As I learned to walk and climb again, I thought of Illinois families struggling to get by. I thought of our veterans,” Kirk says. “I climbed the steps for everyone facing their own challenges.”

Mark Kirk: pro struggling families, anti your personal challenges. This is markedly less red-blooded stuff than Kirk’s December ad assailing his opponent, Congresswoman Tammy Duckworth, for being soft on Syrian war orphans.

Still, the turn toward non-ideological innocuousness isn’t universal. Pennsylvania senator Pat Toomey has taken the sheriff strategy more literally than his colleagues — and embraced strains of Trump’s law-and-order ethos in the process.

When rioters destroyed American cities, Pat Toomey stood strong with police,” a voice-over assures the Keystone State cops in an ad released in late March.

Toomey has called it outrageous for his Democratic opponent Katie McGinty to tie him to Donald Trump. But he’s also shown no qualms about nationalizing their race.

She can do whatever she’s going to feel she needs to do,” Toomey told Philadelphia radio host Dom Giordano in late April. “But the fact is, she is in lockstep with [Democratic front-runner] Hillary Clinton.
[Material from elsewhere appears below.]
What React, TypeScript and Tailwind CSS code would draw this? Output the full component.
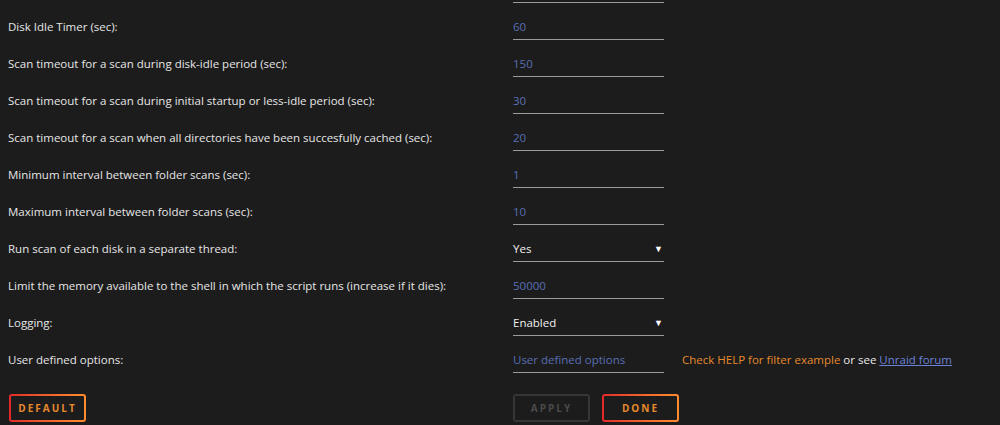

She actually agrees with Hillary Clinton and the most liberal wing of the Democrats on everything.”

Still, Toomey paired his anti-rioters spot with an ad touting the bravery of his heterodox position on gun control. This two-step — one message geared toward base turnout, one toward reassuring the fickle middle — is a gambit that Toomey’s colleagues will likely emulate in the coming months. There’s more than one way to run for sheriff.